I can access the url on chrome but it's not working on scrapy.
I've tried using custom user agents and emulating header requests but It's still doesn't work.
Below is my code:
import scrapy
class AdidasSpider(scrapy.Spider):
name = "adidas"
def start_requests(self):
urls = ['http://www.adidas.com/us/men-shoes']
headers = {
"Accept": "text/html,application/xhtml+xml,application/xml;q=0.9,image/webp,image/apng,*/*;q=0.8",
"Accept-Encoding": "gzip, deflate",
"Accept-Language": "en-US,en;q=0.9",
"Cache-Control": "max-age=0",
"Connection": "keep-alive",
"Host": "www.adidas.com",
"Upgrade-Insecure-Requests": "1",
"User-Agent": "Mozilla/5.0 (Windows NT 10.0; Win64; x64) AppleWebKit/537.36 (KHTML, like Gecko) Chrome/63.0.3239.132 Safari/537.36"
}
for url in urls:
yield scrapy.Request(url, self.parse, headers=headers)

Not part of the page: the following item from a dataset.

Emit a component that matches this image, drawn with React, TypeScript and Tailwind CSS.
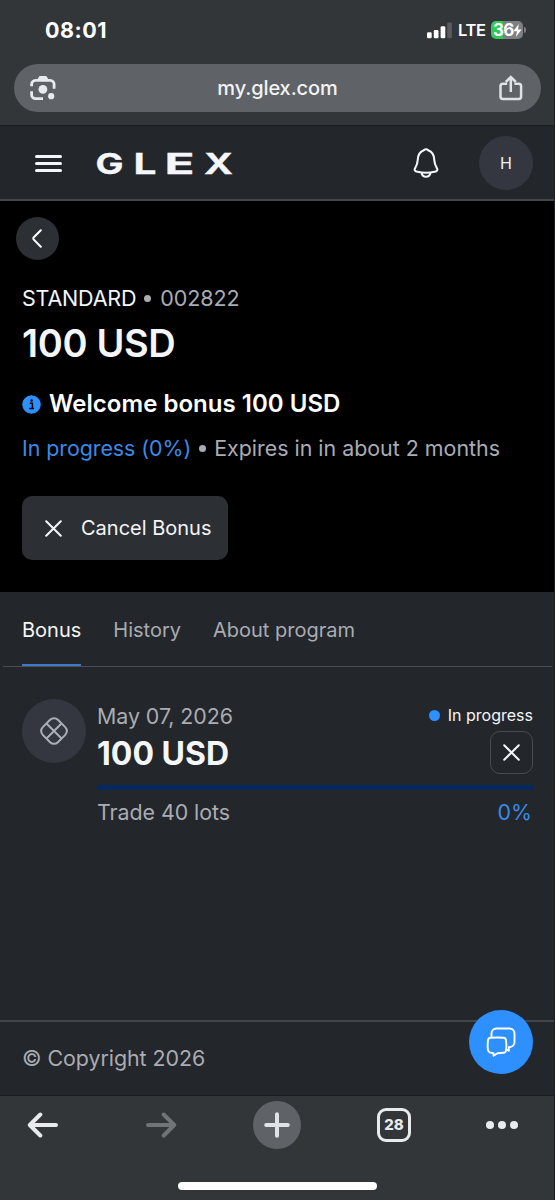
import { ReactNode } from "react";

const tabs = [
    { name: "Bonus", active: true },
    { name: "History", active: false },
    { name: "About program", active: false },
];

function StatusBar() {
    return (
        <div className="flex h-[64px] items-start justify-between pl-[45px] pr-[28px] pt-[15px] text-white">
            <span className="text-[21.5px] font-bold leading-[30px] tracking-[0.5px]">
                08:01
            </span>
            <div className="flex h-[30px] items-center">
                <svg width="26" height="18" viewBox="0 0 26 18" fill="#fff">
                    <rect x="0" y="11.3" width="4.7" height="6" rx="1.3" />
                    <rect x="6.8" y="9" width="4.7" height="8.3" rx="1.3" />
                    <rect x="13.6" y="5.2" width="4.7" height="12.1" rx="1.3" />
                    <rect x="20.2" y="1.500" width="4.7" height="15.8" rx="1.3" fill="#5a5d5f" />
                </svg>
                <span className="ml-[5px] w-[27px] text-[16.5px] font-semibold leading-[30px] tracking-[-0.4px]">
                    LTE
                </span>
                <div className="ml-[6px] flex h-[18px] w-[32px] items-center rounded-[5px] bg-linear-to-r from-[#34c759] from-[38%] to-[#7d8082] to-[38%] pl-[2px]">
                    <span className="text-[17px] font-bold leading-[18px] tracking-[-0.8px]">
                        36
                    </span>
                    <svg width="9" height="13" viewBox="0 0 9 13" fill="#fff">
                        <path d="M5.8 0 0.4 7.2H4L2.8 13 8.6 5.4H5z" />
                    </svg>
                </div>
                <div className="ml-[1px] h-[6px] w-[2px] rounded-r-full bg-[#7d8082]" />
            </div>
        </div>
    );
}

function AddressBar() {
    return (
        <div className="ml-[14px] mr-[13px] flex h-[48px] items-center justify-between rounded-full bg-[#5f6367] pl-[16px] pr-[18px]">
            <svg width="26" height="26" viewBox="0 0 26 26" fill="none" stroke="#e8eaed" strokeWidth="2.8">
                <path d="M1.6 11.2V9.4a4 4 0 0 1 4-4h14.5a4 4 0 0 1 4 4v4.4" />
                <path d="M1.6 16.2v3.4a4 4 0 0 0 4 4h7.4" />
                <path d="M7 5.4 8.6 2.2a2 2 0 0 1 1.8-1.1h5a2 2 0 0 1 1.8 1.1l1.6 3.2z" fill="#e8eaed" stroke="none" />
                <circle cx="12.9" cy="14.3" r="4.4" fill="#e8eaed" stroke="none" />
                <circle cx="21.2" cy="21.2" r="3.1" fill="#e8eaed" stroke="none" />
            </svg>
            <span className="text-[20px] font-medium leading-[46px] tracking-[-0.1px] text-[#f1f3f4]">
                my.glex.com
            </span>
            <svg width="24" height="26" viewBox="0 0 24 26" fill="none" stroke="#e0e3e6" strokeWidth="2.5">
                <path d="M8.2 8.7H4a2.500 2.500 0 0 0-2.500 2.500v10.4A2.500 2.500 0 0 0 4 24.1h15.6a2.500 2.500 0 0 0 2.500-2.500V11.2a2.500 2.500 0 0 0-2.500-2.500h-4.2" />
                <path d="M11.8 17V2.2M6.8 7l5-5 5 5" />
            </svg>
        </div>
    );
}

function Header() {
    return (
        <header className="flex h-[76px] items-center border-b-2 border-t border-b-[#42474c] border-t-[#1a1d1f] bg-[#23262b] pl-[35px] pr-[21px]">
            <div className="mt-[1px] flex flex-col gap-[4px]">
                <div className="h-[3px] w-[27px] rounded-full bg-[#f4f6f9]" />
                <div className="h-[3px] w-[27px] rounded-full bg-[#f4f6f9]" />
                <div className="h-[3px] w-[27px] rounded-full bg-[#f4f6f9]" />
            </div>
            <svg width="150" height="50" viewBox="-5 -10 150 50" className="ml-[29px] font-[Inter] text-[28.5px] font-bold" fill="#f4f6f9" stroke="#f4f6f9" strokeWidth="0.3">
                <text y="25.8">
                    <tspan x="-0.5" textLength="28" lengthAdjust="spacingAndGlyphs">G</tspan>
                    <tspan x="37.5" textLength="23" lengthAdjust="spacingAndGlyphs">L</tspan>
                    <tspan x="68.5" textLength="30" lengthAdjust="spacingAndGlyphs">E</tspan>
                    <tspan x="108" textLength="29" lengthAdjust="spacingAndGlyphs">X</tspan>
                </text>
            </svg>
            <svg width="26" height="30" viewBox="0 0 26 30" fill="none" stroke="#f4f6f9" strokeWidth="2.1" strokeLinejoin="round" className="ml-auto">
                <path d="M10.8 2.3a3.2 3.2 0 0 1 4.4 0C19.2 3.8 21 7 21.2 11.5c.2 4 .8 5.5 2.7 8.7 1.2 2-.2 3.2-2.3 3.6-5 1.1-12.2 1.1-17.2 0-2.1-.4-3.5-1.6-2.3-3.6 1.9-3.2 2.5-4.7 2.7-8.7C5 7 6.800 3.800 10.800 2.300z" />
                <path d="M8.5 25c.6 2.4 2.3 3.8 4.5 3.8s3.9-1.4 4.5-3.8" />
            </svg>
            <div className="ml-[40px] flex size-[54px] items-center justify-center rounded-full bg-[#343740] text-[16px] text-[#f0f2f5]">
                H
            </div>
        </header>
    );
}

function CloseIcon({ size }: { size: number }) {
    return (
        <svg width={size} height={size} viewBox="0 0 17 17" stroke="#f4f6f9" strokeWidth="2" strokeLinecap="round">
            <path d="M1.2 1.2 15.8 15.8M15.8 1.2 1.2 15.8" />
        </svg>
    );
}

function Dot() {
    return <span className="size-[7px] shrink-0 rounded-full bg-[#a9acb3]" />;
}

function Summary() {
    return (
        <section className="h-[391px] bg-black pl-[16px] pt-[16px]">
            <button className="flex size-[43px] items-center justify-center rounded-full bg-[#2c2f34] pr-[2px]">
                <svg width="10" height="19" viewBox="0 0 10 19" fill="none" stroke="#fff" strokeWidth="2" strokeLinecap="round" strokeLinejoin="round">
                    <path d="M8.8 1.2 1.8 8.3a1.6 1.6 0 0 0 0 2.3l7 7.2" />
                </svg>
            </button>
            <div className="pl-[6px]">
                <p className="mt-[23px] flex items-center gap-[9px] text-[21.5px] leading-[30px]">
                    <span className="-mr-[1px] tracking-[-0.2px] text-[#f4f6f9]">STANDARD</span>
                    <Dot />
                    <span className="tracking-[-0.1px] text-[#a9acb3]">002822</span>
                </p>
                <h1 className="mt-[7px] text-[38px] font-semibold leading-[46px] tracking-[-0.35px] text-[#f4f6f9]">
                    100 USD
                </h1>
                <div className="mt-[23px] flex h-[30px] items-center">
                    <svg width="19" height="19" viewBox="0 0 19 19" className="mr-[8px]">
                        <circle cx="9.5" cy="9.5" r="9.3" fill="#2e90ff" />
                        <path d="M7.8 8.3h2.6v5.2M7.3 13.6h4.7" stroke="#000" strokeWidth="1.5" fill="none" />
                        <circle cx="9.6" cy="5.5" r="1.2" />
                    </svg>
                    <h2 className="text-[24px] font-semibold tracking-[0.03px] text-white">
                        Welcome bonus 100 USD
                    </h2>
                </div>
                <p className="mt-[14px] flex items-center gap-[8px] text-[21.4px] leading-[30px] text-[#a9acb3]">
                    <span className="tracking-[-0.05px] text-[#3a89e9]">In progress (0%)</span>
                    <Dot />
                    <span>Expires in in about 2 months</span>
                </p>
                <button className="mt-[33px] flex h-[64px] w-[206px] items-center rounded-[10px] bg-[#2c2f34] pl-[23px] text-[20px] text-[#f4f6f9]">
                    <CloseIcon size={17} />
                    <span className="ml-[19px]">Cancel Bonus</span>
                </button>
            </div>
        </section>
    );
}

function BonusCard() {
    return (
        <div className="flex pl-[22px] pr-[21px] pt-[32px]">
            <div className="flex size-[64px] shrink-0 items-center justify-center rounded-full bg-[#343740]">
                <svg width="30" height="30" viewBox="0 0 30 30" fill="none" stroke="#a9b0b8" strokeWidth="2">
                    <rect x="4.3" y="4.3" width="21.4" height="21.4" rx="5.5" transform="rotate(45 15 15)" />
                    <path d="M7.5 7.5l15 15M22.5 7.5l-15 15" />
                </svg>
            </div>
            <div className="ml-[11px] flex-1">
                <div className="flex justify-between">
                    <div>
                        <p className="mt-[2px] text-[21.4px] leading-[30px] tracking-[-0.05px] text-[#a9acb3]">
                            May 07, 2026
                        </p>
                        <p className="mt-[2px] text-[32px] font-bold leading-[41px] text-[#f4f6f9]">
                            100 USD
                        </p>
                    </div>
                    <div className="flex flex-col items-end">
                        <div className="mt-[4px] flex items-center text-[16px] leading-[24px] text-[#f4f6f9]">
                            <span className="mr-[8px] size-[11px] rounded-full bg-[#2e90ff]" />
                            In progress
                        </div>
                        <button className="mt-[4px] flex size-[43px] items-center justify-center rounded-[10px] border-[1.5px] border-[#484b50]">
                            <CloseIcon size={17} />
                        </button>
                    </div>
                </div>
                <div className="mt-[11px] h-[5px] bg-[#03295f]" />
                <div className="mt-[7px] flex justify-between text-[21.4px] leading-[30px] tracking-[-0.05px]">
                    <span className="text-[#a9acb3]">Trade 40 lots</span>
                    <span className="pr-[1px] text-[#3a89e9]">0%</span>
                </div>
            </div>
        </div>
    );
}

function NavSlot({ children }: { children: ReactNode }) {
    return <div className="flex h-[48px] items-center justify-center">{children}</div>;
}

function BottomBar() {
    return (
        <nav className="h-[105px] border-t border-[#1a1d1f] bg-[#323639] pt-[5px]">
            <div className="grid grid-cols-[85px_151px_82px_152px_64px]">
                <NavSlot>
                    <svg width="32" height="26" viewBox="0 0 32 26" fill="none" stroke="#e8eaed" strokeWidth="4" strokeLinecap="round" strokeLinejoin="round">
                        <path d="M29 13H3M13.3 2.5 2.8 13l10.5 10.5" />
                    </svg>
                </NavSlot>
                <NavSlot>
                    <svg width="32" height="26" viewBox="0 0 32 26" fill="none" stroke="#717477" strokeWidth="4" strokeLinecap="round" strokeLinejoin="round">
                        <path d="M3 13h26M18.7 2.5 29.2 13 18.7 23.5" />
                    </svg>
                </NavSlot>
                <NavSlot>
                    <div className="flex size-[48px] items-center justify-center rounded-full bg-[#5f6367]">
                        <svg width="26" height="26" viewBox="0 0 26 26" stroke="#e0e3e6" strokeWidth="4" strokeLinecap="round">
                            <path d="M13 2.2v21.6M2.2 13h21.6" />
                        </svg>
                    </div>
                </NavSlot>
                <NavSlot>
                    <div className="flex size-[34px] items-center justify-center rounded-[9px] border-[3.5px] border-[#e8eaed] text-[15px] font-extrabold leading-[20px] text-[#e8eaed]">
                        28
                    </div>
                </NavSlot>
                <NavSlot>
                    <div className="flex gap-[4px]">
                        <span className="size-[8px] rounded-full bg-[#e8eaed]" />
                        <span className="size-[8px] rounded-full bg-[#e8eaed]" />
                        <span className="size-[8px] rounded-full bg-[#e8eaed]" />
                    </div>
                </NavSlot>
            </div>
            <div className="mx-auto mt-[33px] h-[8px] w-[199px] rounded-full bg-white" />
        </nav>
    );
}

export default function App() {
    return (
        <div className="relative flex h-[1200px] w-[555px] flex-col overflow-hidden border-r border-[#1b1d20] bg-[#23262a] font-[Inter,sans-serif]">
            <div className="h-[125px] bg-[#323639]">
                <StatusBar />
                <AddressBar />
            </div>
            <Header />
            <Summary />
            <div className="ml-[3px] mr-[2px] flex h-[75px] gap-[32px] border-b border-[#4a4d52] pl-[19px]">
                {tabs.map((tab) => (
                    <button
                        key={tab.name}
                        className={
                            tab.active
                                ? "h-[74px] border-b-2 border-[#4079cc] pt-[3px] text-[20px] text-[#f4f6f9]"
                                : "h-[74px] border-b-2 border-transparent pt-[3px] text-[20px] text-[#a9acb3]"
                        }>
                        {tab.name}
                    </button>
                ))}
            </div>
            <BonusCard />
            <footer className="mt-auto flex h-[75px] items-center border-t-2 border-[#42464b] pl-[22px] text-[21.4px] tracking-[-0.05px] text-[#a9acb3]">
                © Copyright 2026
            </footer>
            <BottomBar />
            {/* Floating chat button */}
            <button className="absolute left-[469px] top-[1010px] flex size-[64px] items-center justify-center rounded-full bg-[#2e90ff]">
                <svg width="30" height="30" viewBox="0 0 30 30" fill="none" stroke="#fff" strokeWidth="1.9" strokeLinejoin="round">
                    <path d="M5.5 10.5V6.5A5 5 0 0 1 10.5 1.5h13a5 5 0 0 1 5 5v8.5a5 5 0 0 1-4.5 5l-1.2.2v3.5l-2.6-1.2" />
                    <path d="M4.5 10.8q7.5-.7 13 0a2.8 2.8 0 0 1 2.5 2.5q.7 5.5 0 10a2.8 2.8 0 0 1-2.5 2.5q-3 .4-6 .4L7.5 28.8V26.2q-4.5 0-5.5-2.9-.7-4.500 0-10a2.800 2.800 0 0 1 2.500-2.500z" />
                </svg>
            </button>
        </div>
    );
}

def parse(self, response):
yield(response.body)
Scrapy log:
{'downloader/exception_count': 1,
'downloader/exception_type_count/twisted.web._newclient.ResponseNeverReceived': 1,
'downloader/request_bytes': 224,
'downloader/request_count': 1,
'downloader/request_method_count/GET': 1,
'finish_reason': 'shutdown',
'finish_time': datetime.datetime(2018, 1, 25, 10, 59, 35, 57000),
'log_count/DEBUG': 2,
'log_count/INFO': 9,
'retry/count': 1,
'retry/reason_count/twisted.web._newclient.ResponseNeverReceived': 1,
'scheduler/dequeued': 1,
'scheduler/dequeued/memory': 1,
'scheduler/enqueued': 2,
'scheduler/enqueued/memory': 2,
'start_time': datetime.datetime(2018, 1, 25, 10, 58, 39, 550000)}
Update
After looking at the request headers using fiddler and doing some tests I found what was causing the issue. Scrapy is sending a Connection: close
header by default due to which I'm not getting any response from the adidas site.
After testing on fiddler by making the same request but without the Connection: close
header, I got the response correctly. Now the problem is how to remove the Connection: close
header?